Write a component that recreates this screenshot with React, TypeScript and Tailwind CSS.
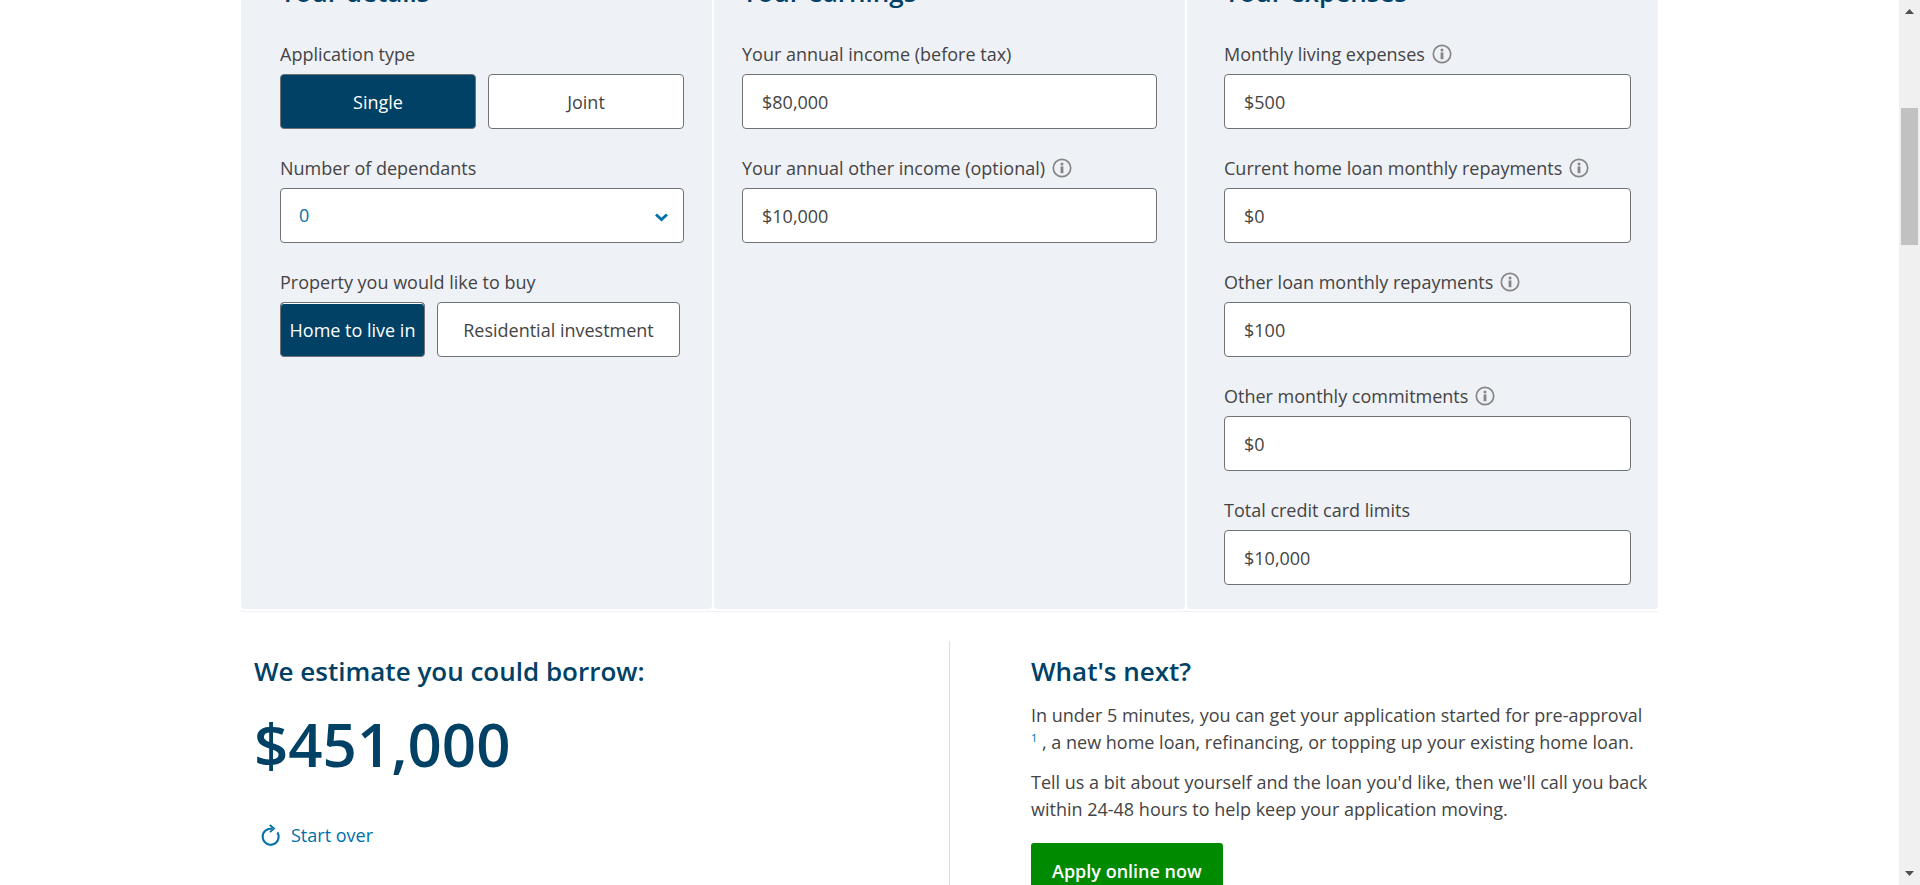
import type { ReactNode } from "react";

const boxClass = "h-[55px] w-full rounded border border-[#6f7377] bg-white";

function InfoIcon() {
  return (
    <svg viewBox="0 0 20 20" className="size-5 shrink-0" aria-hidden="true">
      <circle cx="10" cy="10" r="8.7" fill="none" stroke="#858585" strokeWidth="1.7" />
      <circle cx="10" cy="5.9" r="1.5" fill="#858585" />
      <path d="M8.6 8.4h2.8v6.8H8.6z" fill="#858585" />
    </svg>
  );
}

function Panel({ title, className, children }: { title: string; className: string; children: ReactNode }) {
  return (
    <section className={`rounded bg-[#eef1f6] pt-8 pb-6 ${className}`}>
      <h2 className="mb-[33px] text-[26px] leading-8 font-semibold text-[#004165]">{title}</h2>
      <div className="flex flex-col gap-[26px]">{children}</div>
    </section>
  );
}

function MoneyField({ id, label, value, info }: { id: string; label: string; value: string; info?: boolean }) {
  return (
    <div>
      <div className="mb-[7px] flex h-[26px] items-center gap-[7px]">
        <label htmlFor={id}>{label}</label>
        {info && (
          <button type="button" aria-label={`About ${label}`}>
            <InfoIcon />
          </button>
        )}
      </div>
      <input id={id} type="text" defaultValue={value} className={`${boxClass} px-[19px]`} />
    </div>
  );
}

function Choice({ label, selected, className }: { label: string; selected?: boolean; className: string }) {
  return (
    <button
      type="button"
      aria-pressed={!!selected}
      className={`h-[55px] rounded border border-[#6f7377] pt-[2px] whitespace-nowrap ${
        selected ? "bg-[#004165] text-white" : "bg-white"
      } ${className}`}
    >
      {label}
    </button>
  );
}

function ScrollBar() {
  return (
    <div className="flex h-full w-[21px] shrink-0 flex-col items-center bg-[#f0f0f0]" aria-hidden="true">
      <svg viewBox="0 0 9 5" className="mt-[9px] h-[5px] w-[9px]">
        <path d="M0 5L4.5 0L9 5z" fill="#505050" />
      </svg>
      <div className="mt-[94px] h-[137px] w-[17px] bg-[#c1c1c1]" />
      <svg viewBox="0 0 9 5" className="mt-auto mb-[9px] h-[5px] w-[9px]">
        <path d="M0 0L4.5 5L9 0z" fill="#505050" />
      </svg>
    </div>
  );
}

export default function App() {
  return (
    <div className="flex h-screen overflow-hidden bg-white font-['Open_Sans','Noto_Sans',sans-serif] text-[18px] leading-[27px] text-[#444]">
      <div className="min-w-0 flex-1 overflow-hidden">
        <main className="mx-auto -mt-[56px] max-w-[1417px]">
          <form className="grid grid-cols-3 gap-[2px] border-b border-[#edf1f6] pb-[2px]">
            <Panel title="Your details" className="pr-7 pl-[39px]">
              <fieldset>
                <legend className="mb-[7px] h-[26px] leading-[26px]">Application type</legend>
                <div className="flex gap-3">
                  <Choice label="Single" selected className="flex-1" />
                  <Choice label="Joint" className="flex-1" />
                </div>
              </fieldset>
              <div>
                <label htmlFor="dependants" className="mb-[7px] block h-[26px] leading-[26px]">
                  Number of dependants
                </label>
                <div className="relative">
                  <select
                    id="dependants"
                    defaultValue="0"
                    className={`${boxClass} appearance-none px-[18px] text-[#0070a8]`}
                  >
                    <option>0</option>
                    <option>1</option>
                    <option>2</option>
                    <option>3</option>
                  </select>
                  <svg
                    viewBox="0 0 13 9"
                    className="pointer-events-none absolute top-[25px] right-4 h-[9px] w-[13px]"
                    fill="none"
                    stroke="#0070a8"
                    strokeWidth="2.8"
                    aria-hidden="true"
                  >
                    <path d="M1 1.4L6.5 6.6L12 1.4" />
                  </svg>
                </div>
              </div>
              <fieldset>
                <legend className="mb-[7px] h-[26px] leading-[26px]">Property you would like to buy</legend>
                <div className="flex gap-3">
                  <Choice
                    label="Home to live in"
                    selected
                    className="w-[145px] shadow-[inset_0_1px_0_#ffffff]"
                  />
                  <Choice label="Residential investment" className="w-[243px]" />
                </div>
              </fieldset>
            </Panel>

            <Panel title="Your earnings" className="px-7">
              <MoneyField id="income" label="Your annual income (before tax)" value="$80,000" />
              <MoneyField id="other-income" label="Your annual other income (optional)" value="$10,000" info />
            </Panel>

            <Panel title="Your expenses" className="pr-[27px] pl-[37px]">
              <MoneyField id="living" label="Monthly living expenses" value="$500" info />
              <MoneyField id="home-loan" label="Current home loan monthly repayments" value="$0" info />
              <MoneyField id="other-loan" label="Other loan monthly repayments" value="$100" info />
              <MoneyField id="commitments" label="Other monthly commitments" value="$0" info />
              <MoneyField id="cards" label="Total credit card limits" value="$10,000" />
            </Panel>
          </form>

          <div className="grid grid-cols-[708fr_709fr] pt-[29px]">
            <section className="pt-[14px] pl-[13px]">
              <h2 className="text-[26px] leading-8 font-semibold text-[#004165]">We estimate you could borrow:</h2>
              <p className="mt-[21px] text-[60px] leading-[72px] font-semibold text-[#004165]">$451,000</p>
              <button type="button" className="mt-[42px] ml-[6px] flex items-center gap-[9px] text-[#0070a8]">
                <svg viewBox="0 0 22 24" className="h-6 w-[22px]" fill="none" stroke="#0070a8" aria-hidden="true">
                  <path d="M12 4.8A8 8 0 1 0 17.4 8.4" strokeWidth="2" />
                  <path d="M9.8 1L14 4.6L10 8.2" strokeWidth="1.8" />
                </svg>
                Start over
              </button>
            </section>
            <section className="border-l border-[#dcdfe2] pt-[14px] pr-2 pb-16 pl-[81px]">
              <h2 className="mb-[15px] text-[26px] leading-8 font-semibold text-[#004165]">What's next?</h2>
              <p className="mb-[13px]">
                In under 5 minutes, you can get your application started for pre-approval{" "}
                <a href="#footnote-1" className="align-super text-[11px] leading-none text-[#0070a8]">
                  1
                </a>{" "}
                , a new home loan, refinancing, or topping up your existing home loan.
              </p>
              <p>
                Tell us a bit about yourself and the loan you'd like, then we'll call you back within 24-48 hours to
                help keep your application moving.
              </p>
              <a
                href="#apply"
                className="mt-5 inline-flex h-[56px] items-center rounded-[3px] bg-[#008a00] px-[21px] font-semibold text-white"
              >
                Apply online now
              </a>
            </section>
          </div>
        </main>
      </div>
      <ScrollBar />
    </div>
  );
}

◆ **To do**
Return, unchanged, the lines from the first line of the material through the line that holds "w-full rounded border", inclusive, omitting pictures.

◆ **Solved problem**
Write a component that recreates this screenshot with React, TypeScript and Tailwind CSS.
import type { ReactNode } from "react";

const boxClass = "h-[55px] w-full rounded border border-[#6f7377] bg-white";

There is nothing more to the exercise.